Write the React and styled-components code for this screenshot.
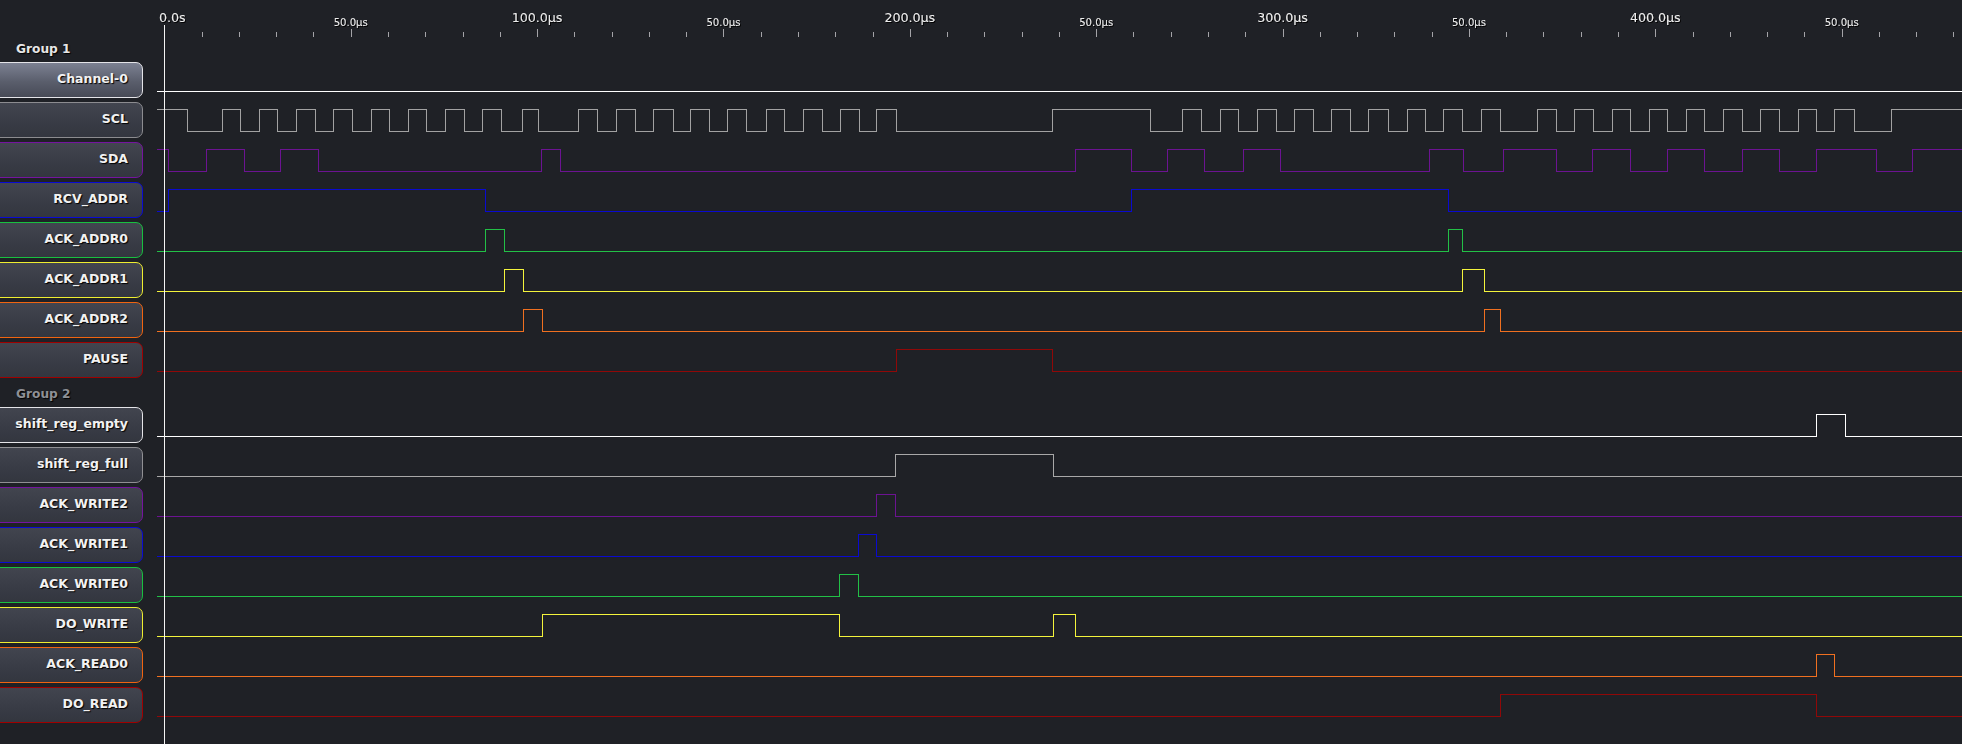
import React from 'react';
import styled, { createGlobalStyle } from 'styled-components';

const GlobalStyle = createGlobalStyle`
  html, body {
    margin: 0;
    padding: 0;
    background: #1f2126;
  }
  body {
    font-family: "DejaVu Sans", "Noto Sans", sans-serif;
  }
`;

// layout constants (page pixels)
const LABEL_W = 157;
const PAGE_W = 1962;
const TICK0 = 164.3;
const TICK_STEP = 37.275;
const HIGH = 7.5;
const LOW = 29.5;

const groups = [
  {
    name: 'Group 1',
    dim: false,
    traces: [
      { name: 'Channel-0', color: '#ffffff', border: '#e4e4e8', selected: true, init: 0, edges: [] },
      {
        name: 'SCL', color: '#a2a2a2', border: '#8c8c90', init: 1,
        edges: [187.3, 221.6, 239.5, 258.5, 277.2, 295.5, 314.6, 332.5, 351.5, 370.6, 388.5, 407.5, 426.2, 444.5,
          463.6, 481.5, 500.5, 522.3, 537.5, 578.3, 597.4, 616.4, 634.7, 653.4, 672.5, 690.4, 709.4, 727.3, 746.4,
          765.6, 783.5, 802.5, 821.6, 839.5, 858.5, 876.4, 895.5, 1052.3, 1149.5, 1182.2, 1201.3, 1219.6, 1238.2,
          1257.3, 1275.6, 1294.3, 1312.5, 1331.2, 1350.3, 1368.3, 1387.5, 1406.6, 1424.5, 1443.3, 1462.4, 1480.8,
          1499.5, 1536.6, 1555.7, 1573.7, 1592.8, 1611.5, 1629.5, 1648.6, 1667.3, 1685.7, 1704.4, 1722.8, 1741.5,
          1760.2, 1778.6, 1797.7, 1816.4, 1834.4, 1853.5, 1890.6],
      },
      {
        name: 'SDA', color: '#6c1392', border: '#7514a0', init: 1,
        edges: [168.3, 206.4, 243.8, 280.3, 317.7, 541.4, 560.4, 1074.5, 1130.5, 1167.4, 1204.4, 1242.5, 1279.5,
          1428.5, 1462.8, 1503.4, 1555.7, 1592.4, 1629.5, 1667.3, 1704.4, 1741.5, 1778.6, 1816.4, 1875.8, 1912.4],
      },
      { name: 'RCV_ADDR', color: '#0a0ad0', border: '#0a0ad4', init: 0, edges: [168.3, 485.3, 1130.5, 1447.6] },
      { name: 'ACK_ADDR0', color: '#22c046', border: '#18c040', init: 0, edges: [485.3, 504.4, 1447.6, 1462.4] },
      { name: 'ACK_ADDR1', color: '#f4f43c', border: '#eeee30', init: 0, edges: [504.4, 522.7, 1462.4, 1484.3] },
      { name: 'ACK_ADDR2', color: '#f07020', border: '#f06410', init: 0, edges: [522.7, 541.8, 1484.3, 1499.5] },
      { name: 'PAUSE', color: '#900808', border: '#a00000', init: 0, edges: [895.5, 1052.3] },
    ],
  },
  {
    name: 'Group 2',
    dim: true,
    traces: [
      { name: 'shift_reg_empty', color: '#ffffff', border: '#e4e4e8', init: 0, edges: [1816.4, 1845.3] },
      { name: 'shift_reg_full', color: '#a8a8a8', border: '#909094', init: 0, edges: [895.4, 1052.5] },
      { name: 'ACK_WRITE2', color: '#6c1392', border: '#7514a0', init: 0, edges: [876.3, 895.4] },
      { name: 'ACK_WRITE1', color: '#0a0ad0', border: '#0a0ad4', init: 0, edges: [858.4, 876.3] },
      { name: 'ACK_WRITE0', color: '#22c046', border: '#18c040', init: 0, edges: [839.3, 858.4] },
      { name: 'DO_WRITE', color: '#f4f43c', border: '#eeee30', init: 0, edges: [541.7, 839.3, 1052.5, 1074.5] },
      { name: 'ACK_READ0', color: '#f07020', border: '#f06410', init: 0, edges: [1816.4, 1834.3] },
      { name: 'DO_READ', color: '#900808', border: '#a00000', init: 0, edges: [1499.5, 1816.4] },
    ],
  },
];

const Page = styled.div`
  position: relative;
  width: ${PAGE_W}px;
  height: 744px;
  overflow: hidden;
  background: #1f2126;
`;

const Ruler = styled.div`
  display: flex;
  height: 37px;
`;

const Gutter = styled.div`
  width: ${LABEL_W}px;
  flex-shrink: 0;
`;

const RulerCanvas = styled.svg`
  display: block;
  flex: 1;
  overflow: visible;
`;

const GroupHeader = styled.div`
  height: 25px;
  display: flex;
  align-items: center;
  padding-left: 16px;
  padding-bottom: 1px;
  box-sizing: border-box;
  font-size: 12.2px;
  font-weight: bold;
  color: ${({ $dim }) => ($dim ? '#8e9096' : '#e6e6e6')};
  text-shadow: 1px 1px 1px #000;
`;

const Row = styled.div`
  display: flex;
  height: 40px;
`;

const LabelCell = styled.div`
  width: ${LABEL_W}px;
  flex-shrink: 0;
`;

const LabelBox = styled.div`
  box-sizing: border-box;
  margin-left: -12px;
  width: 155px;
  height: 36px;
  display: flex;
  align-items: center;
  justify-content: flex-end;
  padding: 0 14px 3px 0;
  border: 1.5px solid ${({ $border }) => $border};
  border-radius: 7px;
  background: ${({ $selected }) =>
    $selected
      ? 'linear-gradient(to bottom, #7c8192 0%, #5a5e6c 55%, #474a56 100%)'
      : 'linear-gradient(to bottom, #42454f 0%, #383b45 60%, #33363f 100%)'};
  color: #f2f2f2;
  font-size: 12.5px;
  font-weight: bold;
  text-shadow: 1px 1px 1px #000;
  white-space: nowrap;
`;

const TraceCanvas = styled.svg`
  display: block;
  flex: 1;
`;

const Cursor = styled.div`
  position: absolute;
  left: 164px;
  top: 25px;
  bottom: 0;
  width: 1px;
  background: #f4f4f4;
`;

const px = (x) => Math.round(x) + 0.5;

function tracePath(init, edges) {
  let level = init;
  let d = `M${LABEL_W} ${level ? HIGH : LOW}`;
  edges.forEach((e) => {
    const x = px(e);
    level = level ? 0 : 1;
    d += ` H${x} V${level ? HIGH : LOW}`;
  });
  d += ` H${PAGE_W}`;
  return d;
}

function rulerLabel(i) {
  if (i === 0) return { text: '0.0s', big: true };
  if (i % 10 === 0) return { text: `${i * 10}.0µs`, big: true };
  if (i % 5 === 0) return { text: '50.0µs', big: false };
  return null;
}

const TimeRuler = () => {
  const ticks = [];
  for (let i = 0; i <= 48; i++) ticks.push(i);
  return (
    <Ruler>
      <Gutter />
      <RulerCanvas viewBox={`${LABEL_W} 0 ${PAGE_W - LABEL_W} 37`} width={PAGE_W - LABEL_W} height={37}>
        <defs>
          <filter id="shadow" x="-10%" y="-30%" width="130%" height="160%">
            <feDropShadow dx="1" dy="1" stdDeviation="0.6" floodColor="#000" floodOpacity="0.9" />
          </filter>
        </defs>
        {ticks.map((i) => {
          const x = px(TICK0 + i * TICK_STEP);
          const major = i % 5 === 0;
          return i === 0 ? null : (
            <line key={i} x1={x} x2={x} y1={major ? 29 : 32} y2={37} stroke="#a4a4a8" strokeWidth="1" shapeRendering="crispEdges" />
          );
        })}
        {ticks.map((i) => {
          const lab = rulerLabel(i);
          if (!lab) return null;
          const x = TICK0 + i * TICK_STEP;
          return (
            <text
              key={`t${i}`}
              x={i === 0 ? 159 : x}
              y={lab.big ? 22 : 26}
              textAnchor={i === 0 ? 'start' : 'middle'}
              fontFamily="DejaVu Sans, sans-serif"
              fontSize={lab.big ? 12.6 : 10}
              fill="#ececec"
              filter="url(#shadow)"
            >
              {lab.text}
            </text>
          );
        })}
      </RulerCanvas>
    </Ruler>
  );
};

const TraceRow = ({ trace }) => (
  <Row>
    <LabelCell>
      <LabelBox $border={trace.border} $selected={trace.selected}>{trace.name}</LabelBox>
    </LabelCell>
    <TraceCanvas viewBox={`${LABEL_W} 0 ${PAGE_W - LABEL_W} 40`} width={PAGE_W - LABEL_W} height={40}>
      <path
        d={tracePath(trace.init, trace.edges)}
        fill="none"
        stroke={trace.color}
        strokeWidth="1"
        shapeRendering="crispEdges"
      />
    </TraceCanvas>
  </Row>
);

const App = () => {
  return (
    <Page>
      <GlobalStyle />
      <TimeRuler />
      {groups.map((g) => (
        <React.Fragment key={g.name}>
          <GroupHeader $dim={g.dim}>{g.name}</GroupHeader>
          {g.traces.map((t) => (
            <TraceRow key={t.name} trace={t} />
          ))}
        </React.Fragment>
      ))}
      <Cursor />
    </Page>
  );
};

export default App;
====
= WRITTEN PROBLEM =
Repeat, with no pictures, each line from the beginning of the data through the line containing "const LOW = 29.5;", inclusive.

= EXERCISE ANSWER =
Write the React and styled-components code for this screenshot.
import React from 'react';
import styled, { createGlobalStyle } from 'styled-components';

const GlobalStyle = createGlobalStyle`
  html, body {
    margin: 0;
    padding: 0;
    background: #1f2126;
  }
  body {
    font-family: "DejaVu Sans", "Noto Sans", sans-serif;
  }
`;

// layout constants (page pixels)
const LABEL_W = 157;
const PAGE_W = 1962;
const TICK0 = 164.3;
const TICK_STEP = 37.275;
const HIGH = 7.5;
const LOW = 29.5;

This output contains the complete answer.